# DATA EXCERPT
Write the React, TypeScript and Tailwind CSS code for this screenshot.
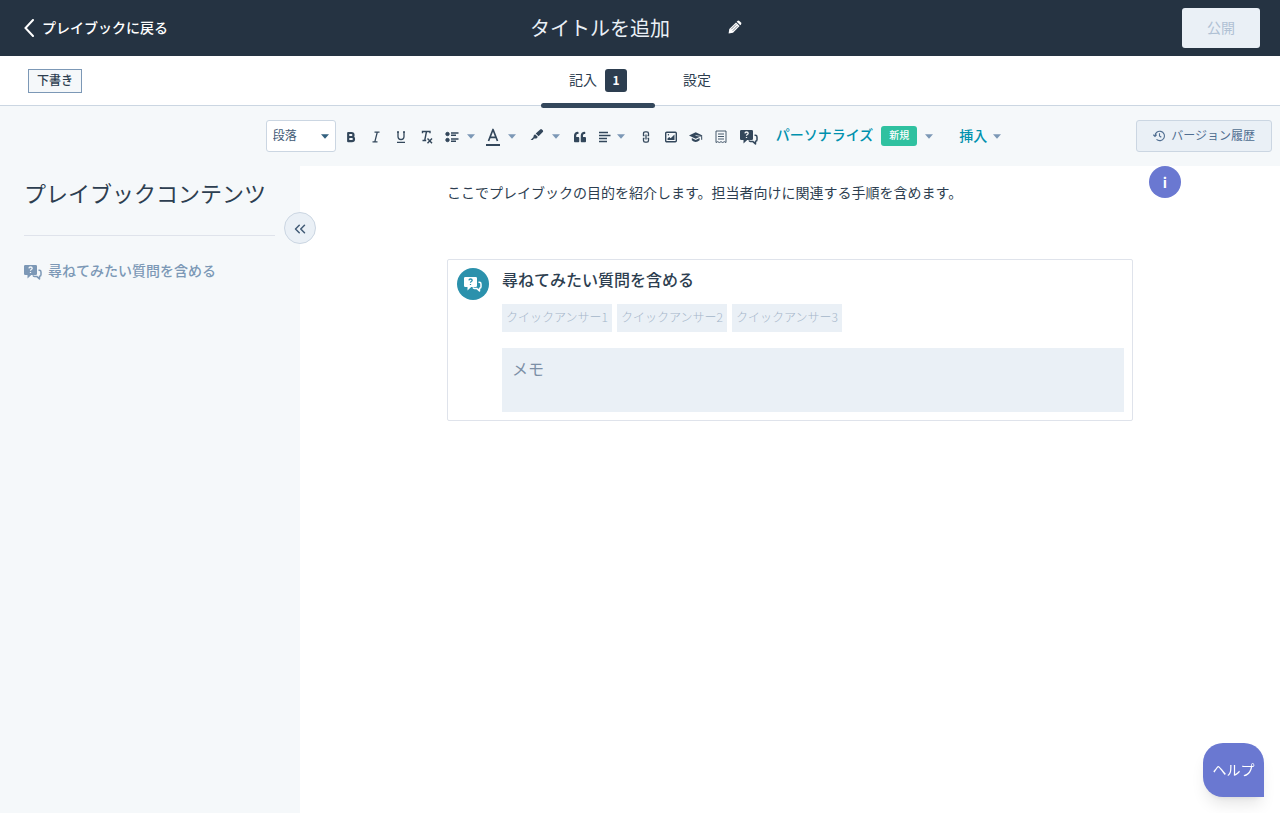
import React from 'react'
import { ChevronsLeft } from 'lucide-react'
import { FaQuoteLeft } from 'react-icons/fa'

const quickAnswers = ['クイックアンサー1', 'クイックアンサー2', 'クイックアンサー3']

const QuestionIcon = ({ className, mark }: { className: string; mark: string }) => (
  <svg viewBox="0 0 18 16" className={className} aria-hidden="true">
    <path
      d="M1.2 1h10.600q1.200 0 1.200 1.200v7.600q0 1.200-1.200 1.200H7.200L3.500 14.500V11H1.200Q0 11 0 9.800V2.200Q0 1 1.200 1z"
      fill="currentColor"
    />
    <path
      d="M14.500 6.200h.8q1.700 0 1.700 1.700v2.900q0 1.500-1.500 1.500V15l-2.800-2.600h-2.200q-1.200 0-1.500-1"
      fill="none"
      stroke="currentColor"
      strokeWidth="1.500"
      strokeLinejoin="round"
    />
    <path
      d="M4.900 4.300q.2-1.300 1.700-1.300t1.600 1.300q0 .8-.9 1.200-.8.400-.8 1.200M6.500 7.900v1.200"
      fill="none"
      stroke={mark}
      strokeWidth="1.300"
    />
  </svg>
)

const PencilIcon = () => (
  <svg viewBox="0 0 14 14" className="w-3.5 h-3.5" fill="currentColor" aria-hidden="true">
    <path d="M.6 13.400l.7-4.400L8 2.400 11.600 6 5 12.700z" />
    <path d="M8.700 1.700l.7-.7q1-.8 2 0l1.600 1.600q.8 1 0 2l-.7.700z" />
    <path d="M3.200 9.300L8.200 4.300M4.700 10.800l5-5" stroke="#253342" strokeWidth=".6" />
  </svg>
)

const Caret = ({ label }: { label: string }) => (
  <button type="button" aria-label={label} className="w-3 h-6 flex items-center justify-center text-[#7c98b6]">
    <svg viewBox="0 0 8 5" className="w-2 h-[5px]" fill="currentColor">
      <path d="M0 .3h8L4 4.700z" />
    </svg>
  </button>
)

const ToolButton = ({
  label,
  className = 'w-[25px]',
  children,
}: {
  label: string
  className?: string
  children: React.ReactNode
}) => (
  <button type="button" aria-label={label} className={`h-6 pt-0.5 flex items-center justify-center ${className}`}>
    {children}
  </button>
)

const Header = () => (
  <header className="h-14 bg-[#253342] text-white grid grid-cols-[1fr_auto_1fr] items-center pl-6 pr-5">
    <a href="#" className="flex items-center gap-2 text-sm font-medium">
      <svg viewBox="0 0 10 18" className="w-2.5 h-[18px]" fill="none" stroke="currentColor" strokeWidth="2">
        <path d="M9 1L1.500 9 9 17" strokeLinecap="round" />
      </svg>
      <span className="pb-0.5">プレイブックに戻る</span>
    </a>
    <div className="flex items-center pr-3">
      <h1 className="text-xl font-normal text-[#eaf0f6]">タイトルを追加</h1>
      <button type="button" aria-label="タイトルを編集" className="ml-[58px] w-3.5 h-6 pb-0.5 flex items-center">
        <PencilIcon />
      </button>
    </div>
    <button
      type="button"
      disabled
      className="justify-self-end h-10 w-[78px] pb-0.5 rounded-[3px] bg-[#eaf0f6] text-sm text-[#b0c1d4]"
    >
      公開
    </button>
  </header>
)

const TabBar = () => (
  <div className="h-[50px] border-b border-[#cbd6e2] grid grid-cols-[1fr_auto_1fr] px-7">
    <div className="flex items-center pb-0.5">
      <span className="h-6 px-2 border border-[#7c98b6] bg-[#f5f8fa] text-xs leading-5 font-medium">下書き</span>
    </div>
    <nav className="flex h-[52px]">
      <a href="#" className="relative px-7 h-12 flex items-center gap-2 text-sm">
        <span className="pb-0.5">記入</span>
        <span className="w-[22px] h-[23px] rounded-[3px] bg-[#2d3e50] text-white text-xs font-bold flex items-center justify-center">
          1
        </span>
        <span className="absolute left-0 right-0 top-[47px] h-[5px] rounded-full bg-[#33475b]"></span>
      </a>
      <a href="#" className="px-7 h-12 flex items-center text-sm">
        <span className="pb-0.5">設定</span>
      </a>
    </nav>
  </div>
)

const Toolbar = () => (
  <div className="h-[60px] bg-[#f5f8fa] grid grid-cols-[1fr_auto_1fr] items-center pr-2">
    <div></div>
    <div className="flex items-center text-[#33475b] pr-[3px]">
      <div className="relative">
        <select
          aria-label="段落スタイル"
          className="appearance-none w-[70px] h-8 pl-1.5 pb-0.5 rounded-[3px] border border-[#cbd6e2] bg-white text-xs text-[#425b76]"
        >
          <option>段落</option>
        </select>
        <svg
          viewBox="0 0 8 5"
          className="absolute right-[7px] top-3.5 w-2 h-[5px] pointer-events-none"
          fill="#33617f"
        >
          <path d="M0 .3h8L4 4.700z" />
        </svg>
      </div>
      <ToolButton label="太字" className="w-[25px] ml-[3px]">
        <svg viewBox="0 0 10 12" className="w-2.5 h-3" fill="none" stroke="currentColor" strokeWidth="2.200">
          <path d="M2.200 2h3.300a2 2 0 010 4H2.200zM2.200 6h3.700a2 2 0 010 4.200H2.200z" strokeLinejoin="round" />
        </svg>
      </ToolButton>
      <ToolButton label="斜体">
        <svg viewBox="0 0 10 12" className="w-2.5 h-3" fill="none" stroke="currentColor" strokeWidth="1.300">
          <path d="M3.500 1.200h5M1.500 10.800h5M6.300 1.200L3.800 10.800" />
        </svg>
      </ToolButton>
      <ToolButton label="下線">
        <svg viewBox="0 0 10 12" className="w-2.5 h-3" fill="none" stroke="currentColor" strokeWidth="1.300">
          <path d="M1 1h2M7 1h2M2 1v4.500a3 3 0 006 0V1M1 11.300h8" />
        </svg>
      </ToolButton>
      <ToolButton label="書式をクリア" className="w-[26px]">
        <svg viewBox="0 0 12 14" className="w-3 h-3.5" fill="none" stroke="currentColor" strokeWidth="1.400">
          <path d="M1.500 3.200V1.500h7.500v1.700M5.500 1.500L3.800 10M1.500 10.500h3.700M6.500 8.500l4.500 4.800M11 8.500l-4.500 4.800" />
        </svg>
      </ToolButton>
      <ToolButton label="リスト">
        <svg viewBox="0 0 14 12" className="w-3.5 h-3" fill="currentColor" stroke="currentColor">
          <circle cx="2.500" cy="3" r="1.700" />
          <circle cx="2.500" cy="9" r="1.700" />
          <path d="M6 2h7.500M6 4.300h5M6 8h7.500M6 10.300h5" strokeWidth="1.400" />
        </svg>
      </ToolButton>
      <Caret label="リストの種類" />
      <ToolButton label="文字色" className="w-[25px] ml-1">
        <svg viewBox="0 0 14 18" className="w-3.5 h-[18px]" fill="none" stroke="currentColor">
          <path d="M2.500 13L7 1.500 11.500 13M4 9.300h6" strokeWidth="1.700" strokeLinejoin="round" />
          <path d="M0 17h14" strokeWidth="2" />
        </svg>
      </ToolButton>
      <Caret label="文字色を選択" />
      <ToolButton label="ハイライト" className="w-[25px] pb-1 ml-[7px]">
        <svg viewBox="0 0 14 14" className="w-3.5 h-3.5" fill="currentColor">
          <path d="M10.200 1.400q.8-.8 1.700 0l.9.900q.8.900 0 1.700L8.600 8.300 5.700 5.500z" />
          <path d="M5 6.200L7.900 9l-1.500 1.500q-1.300.2-2.400 0L2.800 12H.6L3.500 9q-.1-1 .2-1.500z" />
        </svg>
      </ToolButton>
      <Caret label="ハイライト色を選択" />
      <ToolButton label="引用" className="w-[25px] ml-1.5">
        <FaQuoteLeft className="w-3 h-3" />
      </ToolButton>
      <ToolButton label="配置" className="w-5 ml-0.5">
        <svg viewBox="0 0 12 12" className="w-3 h-3" stroke="currentColor" strokeWidth="1.400">
          <path d="M0 1.500h9M0 4.500h11.500M0 7.500h8M0 10.500h8" />
        </svg>
      </ToolButton>
      <Caret label="配置を選択" />
      <ToolButton label="リンク" className="w-[25px] ml-[7px]">
        <svg viewBox="0 0 8 12" className="w-2 h-3" fill="none" stroke="currentColor" strokeWidth="1.300">
          <path d="M2.500 4.700h-1V2.500q0-1.700 1.600-1.700h1.800q1.600 0 1.600 1.700v2.200h-1M2.500 7.300h-1v2.200q0 1.700 1.600 1.700h1.800q1.600 0 1.600-1.700V7.300h-1M4 3.500v5" />
        </svg>
      </ToolButton>
      <ToolButton label="画像">
        <svg viewBox="0 0 12 12" className="w-3 h-3">
          <rect x=".7" y="1.200" width="10.600" height="9.600" rx="1" fill="none" stroke="currentColor" strokeWidth="1.400" />
          <path d="M2.500 9V7.500l1.700-1.500 1.500 1.300L9.500 3.500V9z" fill="currentColor" />
          <circle cx="3.400" cy="3.800" r=".7" fill="currentColor" />
        </svg>
      </ToolButton>
      <ToolButton label="ナレッジ">
        <svg viewBox="0 0 14 12" className="w-3.5 h-3" fill="currentColor">
          <path d="M6.700 1.300L13.500 4.500 6.700 7.700 0 4.500z" />
          <path d="M2.800 7l3.900 1.900L10.600 7v2.300q-3.900 3.600-7.800 0z" />
          <path d="M6.700 4.500l6 .8v3.500" fill="none" stroke="currentColor" />
          <path d="M6.500 4.400l5.200 1" stroke="#f5f8fa" strokeWidth=".7" />
        </svg>
      </ToolButton>
      <ToolButton label="スニペット">
        <svg viewBox="0 0 12 14" className="w-3 h-3.5" fill="none" stroke="currentColor">
          <path d="M1 12.500V1h10v11.500l-1.700-.8-1.600.8-1.700-.8-1.700.8-1.600-.8z" strokeWidth=".9" />
          <path d="M3 4h6M3 6.500h6M3 9h6" strokeWidth=".9" />
        </svg>
      </ToolButton>
      <ToolButton label="質問" className="w-[30px]">
        <QuestionIcon className="w-[18px] h-4" mark="#f5f8fa" />
      </ToolButton>
      <button type="button" className="ml-3 flex items-center gap-2 text-sm font-medium text-[#0091ae]">
        <span className="pb-1">パーソナライズ</span>
        <span className="w-9 h-5 rounded-[3px] bg-[#2fc1a0] text-white text-[10px] leading-[18px] font-medium">新規</span>
      </button>
      <div className="ml-1.5 flex">
        <Caret label="パーソナライズを選択" />
      </div>
      <button type="button" className="ml-6 mr-1 pb-0.5 text-sm font-medium text-[#0091ae]">
        挿入
      </button>
      <Caret label="挿入を選択" />
    </div>
    <button
      type="button"
      className="justify-self-end h-8 px-4 flex items-center gap-1.5 rounded-[3px] border border-[#cbd6e2] bg-[#eaf0f6] text-xs text-[#506e91]"
    >
      <svg viewBox="0 0 12 12" className="w-3 h-3" fill="none" stroke="currentColor" strokeWidth="1.100">
        <path d="M2 6a4.700 4.700 0 111.500 3.400M.2 4.700L2 6.500l1.700-1.800M6.500 3.300V6l1.800 1.300" />
      </svg>
      <span className="pb-0.5">バージョン履歴</span>
    </button>
  </div>
)

const Sidebar = () => (
  <aside className="relative w-[300px] shrink-0 bg-[#f5f8fa] pl-6 pr-[25px]">
    <h2 className="h-[70px] pt-2 border-b border-[#dfe3eb] text-[22px] leading-9 font-normal">
      プレイブックコンテンツ
    </h2>
    <a href="#" className="mt-6 flex items-center gap-1.5 text-sm font-medium text-[#7c98b6]">
      <QuestionIcon className="mt-1 w-[18px] h-4" mark="#f5f8fa" />
      尋ねてみたい質問を含める
    </a>
    <button
      type="button"
      aria-label="サイドバーを閉じる"
      className="absolute -right-4 top-[46px] w-8 h-8 pt-0.5 rounded-full border border-[#cbd6e2] bg-[#eaf0f6] flex items-center justify-center text-[#425b76]"
    >
      <ChevronsLeft size={18} />
    </button>
  </aside>
)

const QuestionCard = () => (
  <section className="mt-[55px] border border-[#dfe3eb] rounded-xs pt-2 pl-[9px] pr-2 pb-2 flex gap-[13px]">
    <div className="w-8 h-8 shrink-0 rounded-full bg-[#2b91ac] text-white flex items-center justify-center">
      <QuestionIcon className="w-[18px] h-4" mark="#2b91ac" />
    </div>
    <div className="flex-1">
      <h3 className="pb-3.5 text-base leading-[22px] font-medium">尋ねてみたい質問を含める</h3>
      <div className="flex gap-[5px]">
        {quickAnswers.map((answer) => (
          <button
            key={answer}
            type="button"
            disabled
            className="h-7 px-1 pb-0.5 bg-[#eaf0f6] text-xs font-light text-[#a5b6ca]"
          >
            {answer}
          </button>
        ))}
      </div>
      <textarea
        aria-label="メモ"
        placeholder="メモ"
        className="mt-4 block w-full h-16 px-2.5 py-2 resize-none bg-[#eaf0f6] text-base placeholder:text-[#7c8fa6]"
      ></textarea>
    </div>
  </section>
)

const App = () => {
  return (
    <div className="min-h-screen flex flex-col bg-white text-[#2d3e50] font-['Noto_Sans_CJK_JP',sans-serif]">
      <Header />
      <TabBar />
      <Toolbar />
      <div className="flex-1 flex">
        <Sidebar />
        <main className="relative flex-1">
          <div className="w-[70%] mx-auto pt-3.5">
            <p className="text-sm leading-6">ここでプレイブックの目的を紹介します。担当者向けに関連する手順を含めます。</p>
            <QuestionCard />
          </div>
          <button
            type="button"
            aria-label="情報"
            className="absolute right-[99px] top-0 w-8 h-8 rounded-full bg-[#6a78d1] text-white text-sm font-bold flex items-center justify-center"
          >
            i
          </button>
        </main>
      </div>
      <button
        type="button"
        className="fixed right-4 bottom-4 w-[61px] h-[54px] pb-0.5 rounded-[20px] rounded-br-none bg-[#6a78d1] text-white text-sm shadow-lg"
      >
        ヘルプ
      </button>
    </div>
  )
}

export default App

# WRITTEN PROBLEM
Please take the lines from the beginning of the data above through the line holding "const quickAnswers = ['クイックアンサー1', 'クイックアンサー2', 'クイックアンサー3']" and transcribe them exactly, without any pictures.

# WRITTEN RESPONSE
Write the React, TypeScript and Tailwind CSS code for this screenshot.
import React from 'react'
import { ChevronsLeft } from 'lucide-react'
import { FaQuoteLeft } from 'react-icons/fa'

const quickAnswers = ['クイックアンサー1', 'クイックアンサー2', 'クイックアンサー3']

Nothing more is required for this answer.